We nested in for the next few hours, sitting and chatting, making jewellery and music, practicing yoga, laughing and talking. Despite some uncertainty and the shock, everyone remained positive, with a delicious dinner of dahl, sabji and rice arriving from the amazing temple team around 6pm. After filling our stomachs, we then filled our hearts with one of the most beautiful kirtan sessions I have ever participated in. Mal played the guitar, our philosophy teacher Michael was on the harmonium, Surat on the drum and Mark playing the bells as we collectively sung the Maha mantra, the wind wailing along in the background. As the tempo began to rise so did our spirits, and the singing evolved into dancing joyfully under the verandah and out in the rain, our cosy community of 50 united in the most beautiful, heartfelt way. In spite of the rain and the darkness we still had our good health and each other - and what more is there to ask for, really?
Picking Up The Pieces
After the singing died down, we had the option to watch a movie in an adjoining school room or go to sleep when the lights were turned off at 9pm. Who would have thought that sleeping in a gym with 50 other people would be so comfortable - everyone slept soundly until morning, the rain now a drizzle. We were told that most of the water had receded from the Krishna Village, and following breakfast as normal up at the temple we were to meet outside the reception at 9.15am. It was with some trepidation that we squelched our way through the mud back down the hill to our humble home, not sure what to expect. We were greeted with a chaotic scene of destruction, inches of mud covering the floor and most surfaces - walls, tents, plants and all.
Half of the camp site had literally been washed away, whole tents and gas bottles from the bathrooms swept away by the current. The garden was a muddy mess, the toilets trashed and the yoga hall in disarray. A group meeting/pep talk from Damodar ensued and the clean up process began with all hands on deck, everyone trying to salvage their mud encrusted belongings before coming together to work on cleaning the communal areas like the bathrooms, kitchen and reading room.
As I helped hose down the kitchen with a group of others we set to work making coffee and distributing biscuits, keeping the mood up in true Krishna Village style with snacks and smudging. Next, we helped the ever cheerful Denis and the rest of the cleaning team tackle the wreckage of guest house rooms, moving furniture (most of which started to disintegrate in our hands) and scrubbing the walls and floors to remove the mud. Before we knew it, it was lunch time, and everyone went up to the temple for a special lunch cooked by the amazing chef Kaitoa. Damodar made a heartfelt announcement, telling us we had achieved in a few hours what he was expecting us to complete in a few days. Although we hadn’t made it out of the woods, the trees had been significantly cleared.
An Attitude of Gratitude
With the Sacred Sound retreat, the biggest event of the year on the Krishna Farm, due to start on 14 April, we had two weeks to build back up. Somehow – with many helping hands and plenty of Krishna’s mercy - we made it. Cleaned up the mess, de-cluttered the camping area, re-furnished 17 rooms, and got the yoga hall back in shape. Our awesome yoga teacher trainers even led a group of teacher trainees to certification in the process.
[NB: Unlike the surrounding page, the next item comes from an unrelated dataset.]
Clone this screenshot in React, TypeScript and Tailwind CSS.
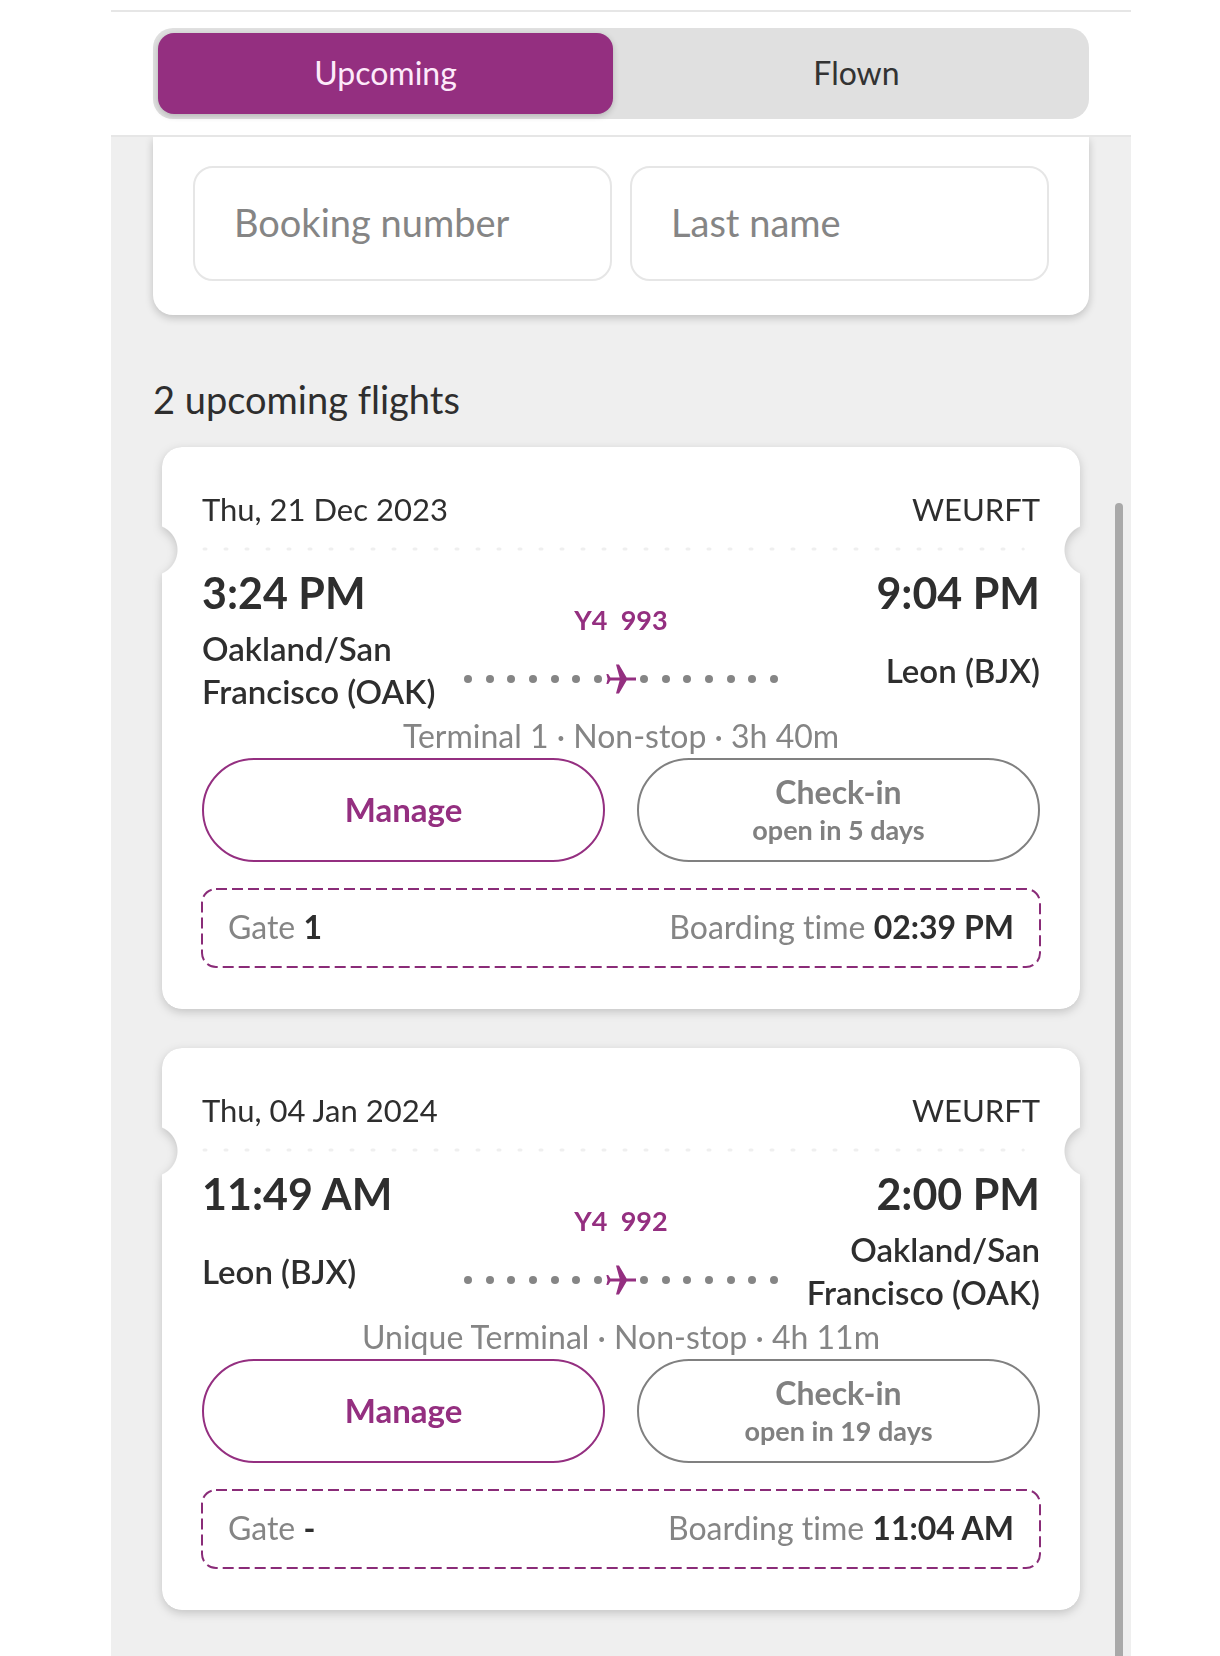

Fast forward six weeks and the gardens are looking splendid, being re-planted and nourished back to their former glory. This week, the camellias are flowering and the Krishna Village looks as beautiful and pristine as ever. We have finally installed a 200sqm rain proof shade sail over the community kitchen area (which we had been waiting for since December) and Damodar and his team are building raised camping platforms so in the future tents will remain safe and dry.
After experiencing the storm there is a distinct pervasive feeling of gratitude - for this amazing, unique, liberating space, for the ongoing help so readily exchanged by the volunteers, staff, temple and everyone around us, and also for the chance to start again easily compared to many people in similar situations here in the Tweed Shire and across the world. Even during the turbulent winds of disaster and uncertainty the undeniable community spirit of Krishna Village shone through, and will continue to do so, whatever the circumstances.